* [Exercise description]:
Transcribe every line from the top down to the line with "<project-app></project-app>", both ends included, but not the pictures.

____

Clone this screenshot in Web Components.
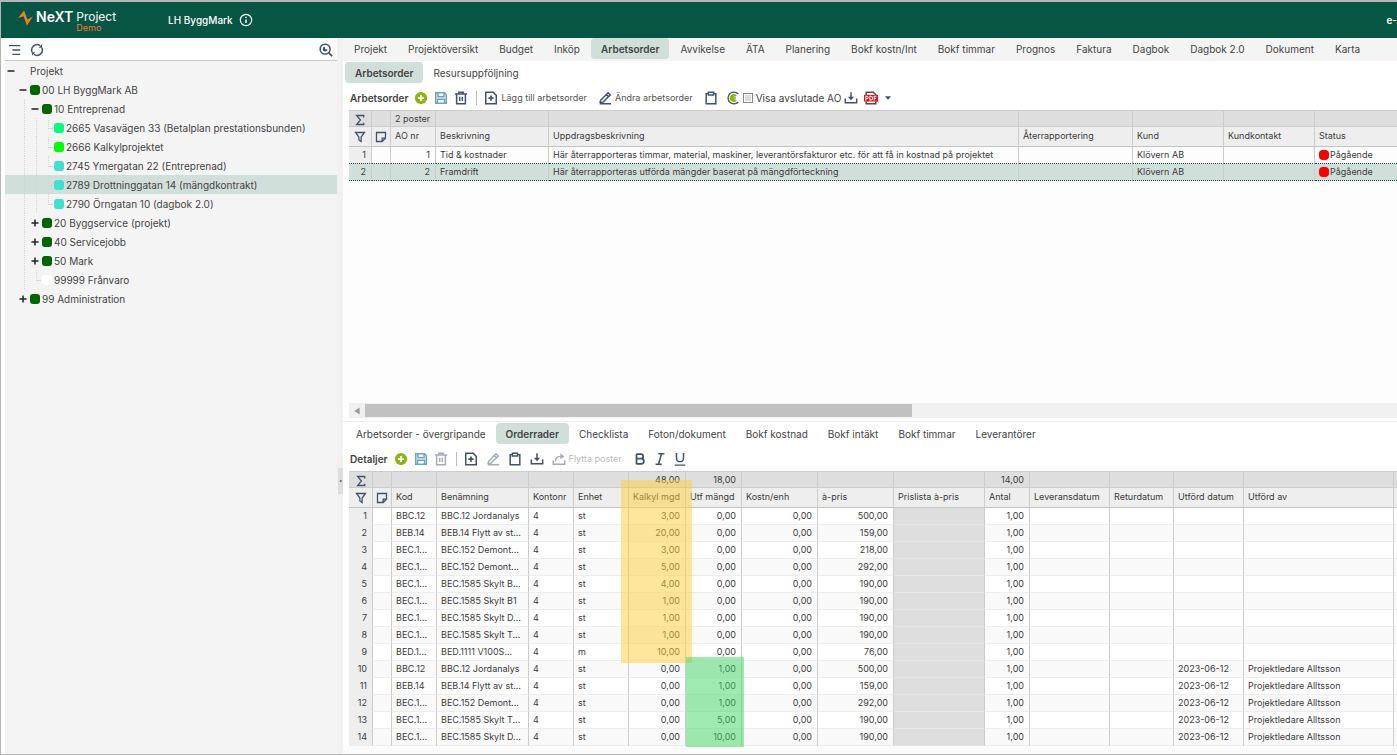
<!DOCTYPE html>
<html lang="sv">
<head>
<meta charset="utf-8">
<title>NEXT Project</title>
<style>
    body {
        margin: 0;
        font-family: Inter, "Liberation Sans", sans-serif;
        font-size: 10px;
        line-height: 16px;
        color: #444;
        --green: #075543;
        --soft: #d1dfdb;
        --panel: #f4f4f4;
        --ink: #42526b;
    }
</style>
</head>
<body>
<project-app></project-app>

<script>
const ICONS = {
    list: '<path d="M1 3h13M5 8h9M5 13h9"/>',
    refresh: '<path d="M2.4 10.500A6.200 6.200 0 0 1 11.500 2.900M13.600 5.500A6.200 6.200 0 0 1 4.500 13.100"/><path d="M13.800 1.500v4H9.800zM2.200 14.500v-4h4z" fill="currentColor" stroke="none"/>',
    search: '<circle cx="7" cy="7" r="5.700"/><path d="M7 4.200A2.800 2.800 0 1 0 9.800 7H7z" fill="currentColor" stroke="none"/><path d="M11.200 11.200 15 15" stroke-width="2"/>',
    info: '<circle cx="8" cy="8" r="6.500" stroke-width="1.300"/><path d="M8 7.300v4M8 4.300v1.500"/>',
    add: '<circle cx="8" cy="8" r="7" fill="#8db510" stroke="none"/><path d="M8 4.500v7M4.500 8h7" stroke="#fff" stroke-width="2"/>',
    save: '<path d="M2 2h10l2 2v10H2z" stroke="#6ba5c2"/><path d="M4.500 2v4.500h7V2M4 14V9.500h8V14" stroke="#6ba5c2"/>',
    trash: '<path d="M1 3.500h14M5.500 3V1.500h5V3M3 4v10.500h10V4M6.500 6.500v5M9.500 6.500v5"/>',
    docplus: '<path d="M2 1.500h8.500L14 5v9.500H2z"/><path d="M8 5v6M5 8h6" stroke-width="2"/>',
    pencil: '<path d="M3 10.500 11.500 2l2.500 2.500-8.500 8.500H2.500zM9.500 4l2.500 2.500M2 14.500h13"/>',
    clipboard: '<path d="M5 3H2.500v11.500h11V3H11M5 1.500h6v3H5z"/>',
    euro: '<path d="M14 3.500A6.700 6.700 0 1 0 14 12.500" stroke-width="1.500"/><path d="M11.500 5.500a3.600 3.600 0 1 0 0 5" fill="#8db510" stroke="#8db510" stroke-width="2"/><path d="M9.500 6.700h4M9.500 9.300h4" stroke="#fff" stroke-width="1"/>',
    download: '<path d="M1.500 8.500v5h13v-5M8 1.500v7"/><path d="M4.500 6.500h7L8 10.500z" fill="currentColor" stroke="none"/>',
    share: '<path d="M1.500 9.500v4.500h13V9.500M4 10.500c0-4 2-5.500 6-5.500"/><path d="M9.500 1.500 14 5 9.500 8.500z" fill="currentColor" stroke="none"/>',
    pdf: '<path d="M2.500 4.500V1.500h8L13.500 4v1M2.500 12v2.500h11V12"/><rect x="0" y="4.500" width="16" height="7.500" fill="#f00" stroke="none"/><path d="M2 10.800V6h1.300a1.300 1.300 0 0 1 0 2.700H2M6.700 6v4.300h1a2.100 2.100 0 0 0 0-4.300zM11.700 10.800V6h2.600M11.700 8.400h2.200" stroke="#fff" stroke-width="1.200"/>',
    filter: '<path d="M2 2h12L9.500 8v6l-3-2V8z"/>',
    note: '<path d="M2 2h12v7.500L9.500 14H2zM14 9.500H9.500V14"/>',
    sum: '<path d="M13 4.500V2H3.500L8.500 8l-5 6H13v-2.500"/>',
    bold: '<path d="M4 2v12M4 2.500h5a2.500 2.500 0 0 1 0 5.200H4M4 7.700h5.500a2.900 2.900 0 0 1 0 5.800H4" stroke-width="2"/>',
    italic: '<path d="M6 2h7M3 14h7M9.700 2 6.300 14"/>',
    underline: '<path d="M4 1v6a4 4 0 0 0 8 0V1M2 15h12"/>',
    caret: '<path d="M4.500 6h7L8 10z" fill="currentColor" stroke="none"/>',
    left: '<path d="M11 4v8L5 8z" fill="currentColor" stroke="none"/>',
    logo: '<path d="M0 8 6.500 0l3.500 9.500L16 6.500 9.500 16l-3.500-10z" fill="#f47a2a" stroke="none"/>'
};

class UiIcon extends HTMLElement {
    constructor() {
        super();
        this.attachShadow({ mode: 'open' });
    }

    connectedCallback() {
        this.shadowRoot.innerHTML = `
            <style>
                :host { display: inline-flex; width: 14px; height: 14px; flex: none; color: var(--icon, var(--ink)); }
                svg { width: 100%; height: 100%; }
            </style>
            <svg viewBox="0 0 16 16" fill="none" stroke="currentColor" stroke-width="1.700" aria-hidden="true">${ICONS[this.getAttribute('name')]}</svg>
        `;
    }
}

class AppHeader extends HTMLElement {
    constructor() {
        super();
        this.attachShadow({ mode: 'open' }).innerHTML = `
            <style>
                :host { display: flex; align-items: center; height: 36px; background: var(--green); color: #fff; padding-left: 17px; overflow: hidden; --icon: #fff; }
                .logo { display: flex; align-items: flex-start; gap: 3px; width: 150px; height: 20px; }
                .logo ui-icon { width: 15px; height: 16px; }
                b { font-size: 14px; line-height: 14px; font-weight: 600; }
                .product { display: flex; flex-direction: column; font-size: 12px; line-height: 14px; }
                .demo { font-size: 9px; line-height: 8px; color: #ee7a30; }
                .company { margin-right: 6px; font-size: 10px; font-weight: 500; }
                .end { margin-left: auto; font-weight: 600; }
            </style>
            <div class="logo"><ui-icon name="logo"></ui-icon><b>NeXT</b><div class="product"><span>Project</span><span class="demo">Demo</span></div></div>
            <span class="company">LH ByggMark</span>
            <ui-icon name="info"></ui-icon>
            <span class="end">e-</span>
        `;
    }
}

class TreeItem extends HTMLElement {
    constructor() {
        super();
        this.attachShadow({ mode: 'open' });
    }

    connectedCallback() {
        const level = Number(this.getAttribute('level'));
        const toggle = this.getAttribute('toggle') || '';
        let guides = '';
        for (let i = 0; i < level; i++) {
            guides += `<i class="${i ? 'guide' : ''}"></i>`;
        }
        this.shadowRoot.innerHTML = `
            <style>
                :host { display: flex; align-items: center; height: 19px; white-space: nowrap; }
                :host([selected]) { background: var(--soft); }
                i { width: 12px; height: 19px; flex: none; }
                .guide, .leaf { background: repeating-linear-gradient(#d4d4d4 0 1px, transparent 1px 2px) 7px 0 / 1px 100% no-repeat; }
                .leaf { background: repeating-linear-gradient(#d4d4d4 0 1px, transparent 1px 2px) 7px 0 / 1px 10px no-repeat, linear-gradient(#d4d4d4, #d4d4d4) 7px 10px / 5px 1px no-repeat; }
                .toggle { width: 13px; height: 19px; flex: none; border: 0; padding: 0; background-color: transparent; }
                svg { width: 12px; height: 19px; display: block; }
                .box { width: 10px; height: 10px; border-radius: 3px; margin-right: 2px; flex: none; background: ${this.getAttribute('color') || 'transparent'}; }
            </style>
            ${guides}
            ${toggle
                ? `<button class="toggle" aria-label="Växla"><svg viewBox="0 0 12 19" stroke="#222" stroke-width="1.500"><path d="M2.500 10h7${toggle === '+' ? 'M6 6.500v7' : ''}"/></svg></button>`
                : '<i class="toggle leaf"></i>'}
            <span class="box"></span>
            <slot></slot>
        `;
    }
}

class SideTree extends HTMLElement {
    constructor() {
        super();
        this.attachShadow({ mode: 'open' }).innerHTML = `
            <style>
                :host { display: block; background: var(--panel); }
                .bar { display: flex; align-items: center; height: 22px; padding: 1px 4px 0 3px; box-sizing: border-box; gap: 8px; background: #fff; }
                .line { border-top: 1px solid #ccc; }
                button { display: flex; border: 0; padding: 0; background: none; }
                .find { margin-left: auto; }
            </style>
            <div class="bar">
                <button aria-label="Lista"><ui-icon name="list"></ui-icon></button>
                <button aria-label="Uppdatera"><ui-icon name="refresh"></ui-icon></button>
                <button class="find" aria-label="Sök"><ui-icon name="search"></ui-icon></button>
            </div>
            <div class="line"><slot></slot></div>
        `;
    }
}

class TabBar extends HTMLElement {
    constructor() {
        super();
        this.attachShadow({ mode: 'open' });
    }

    connectedCallback() {
        const active = this.getAttribute('active');
        const links = this.getAttribute('tabs').split('|').map(tab =>
            `<a href="#" class="${tab === active ? 'active' : ''}">${tab}</a>`).join('');
        this.shadowRoot.innerHTML = `
            <style>
                :host { display: block; overflow: hidden; }
                nav { display: flex; gap: var(--tab-gap, 0); }
                a { padding: 3px 10px 2px; line-height: 16px; border-radius: 4px; color: #444; text-decoration: none; white-space: nowrap; }
                .active { background: var(--soft); font-weight: 600; }
            </style>
            <nav>${links}</nav>
        `;
    }
}

class ToolButton extends HTMLElement {
    constructor() {
        super();
        this.attachShadow({ mode: 'open' });
    }

    connectedCallback() {
        const off = this.hasAttribute('off');
        this.shadowRoot.innerHTML = `
            <style>
                :host { display: block; flex: none; }
                :host([wide]) { margin-right: 2px; }
                :host([labelled]) { margin-right: 8px; }
                button { display: flex; align-items: center; border: 0; padding: 0; background: none; font: inherit; font-size: 9px; color: ${off ? '#bbb' : '#555'}; ${off ? '--icon: #a3acb8;' : ''} }
                ui-icon { margin: 0 3px; }
            </style>
            <button aria-label="${this.getAttribute('icon')}" ${off ? 'disabled' : ''}><ui-icon name="${this.getAttribute('icon')}"></ui-icon><slot></slot></button>
        `;
        if (this.textContent) {
            this.shadowRoot.querySelector('button').removeAttribute('aria-label');
        }
    }
}

class ToolBar extends HTMLElement {
    constructor() {
        super();
        this.attachShadow({ mode: 'open' }).innerHTML = `
            <style>
                :host { display: flex; align-items: center; height: 25px; white-space: nowrap; }
                h2 { margin: 0 3px 0 1px; font-size: 10px; font-weight: 600; }
                ::slotted(hr) { width: 1px; height: 14px; border: 0; background: #bbb; margin: 0 4px 0 5px; }
                ::slotted(label) { display: flex; align-items: center; gap: 3px; }
            </style>
            <h2></h2><slot></slot>
        `;
    }

    connectedCallback() {
        this.shadowRoot.querySelector('h2').textContent = this.getAttribute('heading');
    }
}

class DataGrid extends HTMLElement {
    constructor() {
        super();
        this.attachShadow({ mode: 'open' });
    }

    // columns: { label, width, total, num, shade, dot }, rows: an array of cells for each row
    load(columns, rows, selected) {
        const cell = (value, column) => {
            const cls = [column.num ? 'num' : '', column.shade ? 'shade' : ''].join(' ').trim();
            const dot = column.dot ? '<span class="dot"></span>' : '';
            return `<td class="${cls}">${dot}${value}</td>`;
        };
        this.shadowRoot.innerHTML = `
            <style>
                :host { display: block; position: relative; font-size: 9px; color: #3c3c3c; }
                table { width: 100%; table-layout: fixed; border-collapse: separate; border-spacing: 0; border-top: 1px solid #ccc; }
                th, td { box-sizing: border-box; height: 17px; padding: 0 5px 0 4px; line-height: 16px; border-right: 1px solid #ccc; white-space: nowrap; overflow: hidden; text-align: left; font-weight: 400; }
                tr > :last-child { border-right: 0; }
                .sum th { height: 16px; line-height: 15px; background: #dedede; border-bottom: 1px solid #ccc; }
                .head th { height: 20px; padding-bottom: 2px; background: #eee; border-bottom: 1px solid #c4c4c4; }
                .sum .num, .num { text-align: right; }
                thead .icon { padding: 0; text-align: center; }
                th.icon ui-icon { width: 12px; height: 12px; vertical-align: middle; }
                tbody td, tbody th { border-bottom: 1px solid #eee; }
                tbody tr:nth-child(even) td { background: #f9f9f9; }
                tbody th { background: #eee; text-align: right; }
                tbody tr td.shade { background: #dedede; border-bottom-color: #e6e6e6; }
                tbody tr.selected > :is(th, td) { background: var(--soft); border-bottom: 1px dotted var(--green); }
                tbody tr.before > * { border-bottom: 1px dotted var(--green); }
                .dot { display: inline-block; width: 10px; height: 10px; border-radius: 4px; background: #f00; vertical-align: -2px; margin-right: 1px; }
            </style>
            <table>
                <colgroup><col style="width:${this.getAttribute('first')}px"><col style="width:19px">${columns.map(c => `<col${c.width ? ` style="width:${c.width}px"` : ''}>`).join('')}</colgroup>
                <thead>
                    <tr class="sum"><th class="icon"><ui-icon name="sum"></ui-icon></th><th></th>${columns.map(c => `<th class="${c.num ? 'num' : ''}">${c.total || ''}</th>`).join('')}</tr>
                    <tr class="head"><th class="icon"><ui-icon name="filter"></ui-icon></th><th class="icon"><ui-icon name="note"></ui-icon></th>${columns.map(c => `<th>${c.label}</th>`).join('')}</tr>
                </thead>
                <tbody>${rows.map((row, i) => `
                    <tr class="${i === selected ? 'selected' : i + 1 === selected ? 'before' : ''}"><th>${i + 1}</th><td></td>${columns.map((c, j) => cell(row[j] || '', c)).join('')}</tr>`).join('')}
                </tbody>
            </table>
            <slot></slot>
        `;
    }
}

class ScrollTrack extends HTMLElement {
    constructor() {
        super();
        this.attachShadow({ mode: 'open' }).innerHTML = `
            <style>
                :host { display: flex; align-items: center; height: 15px; background: #f0f0f0; --icon: #999; }
                ui-icon { margin: 0 1px; }
                .thumb { flex: 53; height: 13px; background: #c1c1c1; }
                .rest { flex: 47; }
            </style>
            <ui-icon name="left"></ui-icon><div class="thumb"></div><div class="rest"></div>
        `;
    }
}

class ProjectApp extends HTMLElement {
    constructor() {
        super();
        this.attachShadow({ mode: 'open' }).innerHTML = `
            <style>
                :host { display: flex; flex-direction: column; box-sizing: border-box; min-height: 100vh; border: solid #b5b5b5; border-width: 2px 0 1px 1px; overflow: hidden; }
                .body { flex: 1; display: grid; grid-template-columns: 332px 6px minmax(0, 1fr); padding-left: 4px; }
                .split { display: flex; align-items: center; justify-content: flex-end; background: #f1f1f1; --icon: #333; }
                .split ui-icon { width: 5px; height: 26px; background: #ddd; margin-top: 170px; }
                main { display: flex; flex-direction: column; background: #fff; }
                .top { background: var(--panel); height: 23px; --tab-gap: 1px; }
                .top tab-bar { margin-left: 1px; }
                .sub { margin: 1px 0 2px 2px; }
                tool-bar, data-grid, scroll-track { margin-left: 6px; }
                .upper { flex: 1; background: #fdfdfd; }
                .lower { margin-top: 3px; padding: 1px 0 2px 3px; border-top: 1px solid #eee; }
                .foot { height: 8px; background: #fbfbfb; }
                input { appearance: none; width: 10px; height: 10px; margin: 0; border: 1px solid #888; background: #ddd; box-shadow: inset 0 0 0 1px #fff; }
                .mark { position: absolute; }
                .planned { left: 272px; top: 9px; width: 71px; height: 183px; background: rgba(253, 205, 60, .5); }
                .done { left: 337px; top: 186px; width: 58px; height: 90px; background: rgba(62, 213, 100, .5); }
            </style>
            <app-header></app-header>
            <div class="body">
                <side-tree>
                    <tree-item level="0" toggle="-">Projekt</tree-item>
                    <tree-item level="1" toggle="-" color="#060">00 LH ByggMark AB</tree-item>
                    <tree-item level="2" toggle="-" color="#060">10 Entreprenad</tree-item>
                    <tree-item level="3" color="#00ff7f">2665 Vasavägen 33 (Betalplan prestationsbunden)</tree-item>
                    <tree-item level="3" color="#0f0">2666 Kalkylprojektet</tree-item>
                    <tree-item level="3" color="#40e0d0">2745 Ymergatan 22 (Entreprenad)</tree-item>
                    <tree-item level="3" color="#40e0d0" selected>2789 Drottninggatan 14 (mängdkontrakt)</tree-item>
                    <tree-item level="3" color="#40e0d0">2790 Örngatan 10 (dagbok 2.0)</tree-item>
                    <tree-item level="2" toggle="+" color="#060">20 Byggservice (projekt)</tree-item>
                    <tree-item level="2" toggle="+" color="#060">40 Servicejobb</tree-item>
                    <tree-item level="2" toggle="+" color="#060">50 Mark</tree-item>
                    <tree-item level="2" color="#fff">99999 Frånvaro</tree-item>
                    <tree-item level="1" toggle="+" color="#060">99 Administration</tree-item>
                </side-tree>
                <div class="split"><ui-icon name="left"></ui-icon></div>
                <main>
                    <div class="top"><tab-bar active="Arbetsorder" tabs="Projekt|Projektöversikt|Budget|Inköp|Arbetsorder|Avvikelse|ÄTA|Planering|Bokf kostn/Int|Bokf timmar|Prognos|Faktura|Dagbok|Dagbok 2.0|Dokument|Karta"></tab-bar></div>
                    <tab-bar class="sub" active="Arbetsorder" tabs="Arbetsorder|Resursuppföljning"></tab-bar>
                    <tool-bar heading="Arbetsorder">
                        <tool-button icon="add"></tool-button>
                        <tool-button icon="save"></tool-button>
                        <tool-button icon="trash"></tool-button>
                        <hr>
                        <tool-button icon="docplus" labelled>Lägg till arbetsorder</tool-button>
                        <tool-button icon="pencil" labelled>Ändra arbetsorder</tool-button>
                        <tool-button icon="clipboard" wide></tool-button>
                        <tool-button icon="euro"></tool-button>
                        <label><input type="checkbox">Visa avslutade AO</label>
                        <tool-button icon="download"></tool-button>
                        <tool-button icon="pdf"></tool-button>
                        <ui-icon name="caret"></ui-icon>
                    </tool-bar>
                    <div class="upper"><data-grid id="orders" first="23"></data-grid></div>
                    <scroll-track></scroll-track>
                    <tab-bar class="lower" active="Orderrader" tabs="Arbetsorder - övergripande|Orderrader|Checklista|Foton/dokument|Bokf kostnad|Bokf intäkt|Bokf timmar|Leverantörer"></tab-bar>
                    <tool-bar heading="Detaljer">
                        <tool-button icon="add"></tool-button>
                        <tool-button icon="save"></tool-button>
                        <tool-button icon="trash" off></tool-button>
                        <hr>
                        <tool-button icon="docplus" wide></tool-button>
                        <tool-button icon="pencil" off wide></tool-button>
                        <tool-button icon="clipboard" wide></tool-button>
                        <tool-button icon="download" wide></tool-button>
                        <tool-button icon="share" off labelled>Flytta poster</tool-button>
                        <tool-button icon="bold"></tool-button>
                        <tool-button icon="italic"></tool-button>
                        <tool-button icon="underline"></tool-button>
                    </tool-bar>
                    <data-grid id="lines" first="24">
                        <div class="mark planned"></div>
                        <div class="mark done"></div>
                    </data-grid>
                    <div class="foot"></div>
                </main>
            </div>
        `;
    }

    connectedCallback() {
        this.shadowRoot.getElementById('orders').load([
            { label: 'AO nr', width: 45, total: '2 poster', num: true },
            { label: 'Beskrivning', width: 113 },
            { label: 'Uppdragsbeskrivning', width: 470 },
            { label: 'Återrapportering', width: 114 },
            { label: 'Kund', width: 91 },
            { label: 'Kundkontakt', width: 91 },
            { label: 'Status', dot: true }
        ], [
            ['1', 'Tid &amp; kostnader', 'Här återrapporteras timmar, material, maskiner, leverantörsfakturor etc. för att få in kostnad på projektet', '', 'Klövern AB', '', 'Pågående'],
            ['2', 'Framdrift', 'Här återrapporteras utförda mängder baserat på mängdförteckning', '', 'Klövern AB', '', 'Pågående']
        ], 1);

        const lines = [
            ['BBC.12', 'BBC.12 Jordanalys', 'st', '3,00', '0,00', '500,00'],
            ['BEB.14', 'BEB.14 Flytt av st...', 'st', '20,00', '0,00', '159,00'],
            ['BEC.1...', 'BEC.152 Demont...', 'st', '3,00', '0,00', '218,00'],
            ['BEC.1...', 'BEC.152 Demont...', 'st', '5,00', '0,00', '292,00'],
            ['BEC.1...', 'BEC.1585 Skylt B...', 'st', '4,00', '0,00', '190,00'],
            ['BEC.1...', 'BEC.1585 Skylt B1', 'st', '1,00', '0,00', '190,00'],
            ['BEC.1...', 'BEC.1585 Skylt D...', 'st', '1,00', '0,00', '190,00'],
            ['BEC.1...', 'BEC.1585 Skylt T...', 'st', '1,00', '0,00', '190,00'],
            ['BED.1...', 'BED.1111 V100S...', 'm', '10,00', '0,00', '76,00'],
            ['BBC.12', 'BBC.12 Jordanalys', 'st', '0,00', '1,00', '500,00'],
            ['BEB.14', 'BEB.14 Flytt av st...', 'st', '0,00', '1,00', '159,00'],
            ['BEC.1...', 'BEC.152 Demont...', 'st', '0,00', '1,00', '292,00'],
            ['BEC.1...', 'BEC.1585 Skylt T...', 'st', '0,00', '5,00', '190,00'],
            ['BEC.1...', 'BEC.1585 Skylt D...', 'st', '0,00', '10,00', '190,00']
        ];
        this.shadowRoot.getElementById('lines').load([
            { label: 'Kod', width: 45 },
            { label: 'Benämning', width: 92 },
            { label: 'Kontonr', width: 45 },
            { label: 'Enhet', width: 55 },
            { label: 'Kalkyl mgd', width: 57, num: true, total: '48,00' },
            { label: 'Utf mängd', width: 56, num: true, total: '18,00' },
            { label: 'Kostn/enh', width: 76, num: true },
            { label: 'à-pris', width: 76, num: true },
            { label: 'Prislista à-pris', width: 91, shade: true },
            { label: 'Antal', width: 45, num: true, total: '14,00' },
            { label: 'Leveransdatum', width: 80 },
            { label: 'Returdatum', width: 64 },
            { label: 'Utförd datum', width: 70 },
            { label: 'Utförd av', width: 150 },
            { label: '' }
        ], lines.map(([kod, name, unit, planned, done, price], i) => [
            kod, name, '4', unit, planned, done, '0,00', price, '', '1,00', '', '',
            i > 8 ? '2023-06-12' : '', i > 8 ? 'Projektledare Alltsson' : ''
        ]));
    }
}

customElements.define('ui-icon', UiIcon);
customElements.define('app-header', AppHeader);
customElements.define('tree-item', TreeItem);
customElements.define('side-tree', SideTree);
customElements.define('tab-bar', TabBar);
customElements.define('tool-button', ToolButton);
customElements.define('tool-bar', ToolBar);
customElements.define('data-grid', DataGrid);
customElements.define('scroll-track', ScrollTrack);
customElements.define('project-app', ProjectApp);
</script>
</body>
</html>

____

* [Final answer]:
Clone this screenshot in Web Components.
<!DOCTYPE html>
<html lang="sv">
<head>
<meta charset="utf-8">
<title>NEXT Project</title>
<style>
    body {
        margin: 0;
        font-family: Inter, "Liberation Sans", sans-serif;
        font-size: 10px;
        line-height: 16px;
        color: #444;
        --green: #075543;
        --soft: #d1dfdb;
        --panel: #f4f4f4;
        --ink: #42526b;
    }
</style>
</head>
<body>
<project-app></project-app>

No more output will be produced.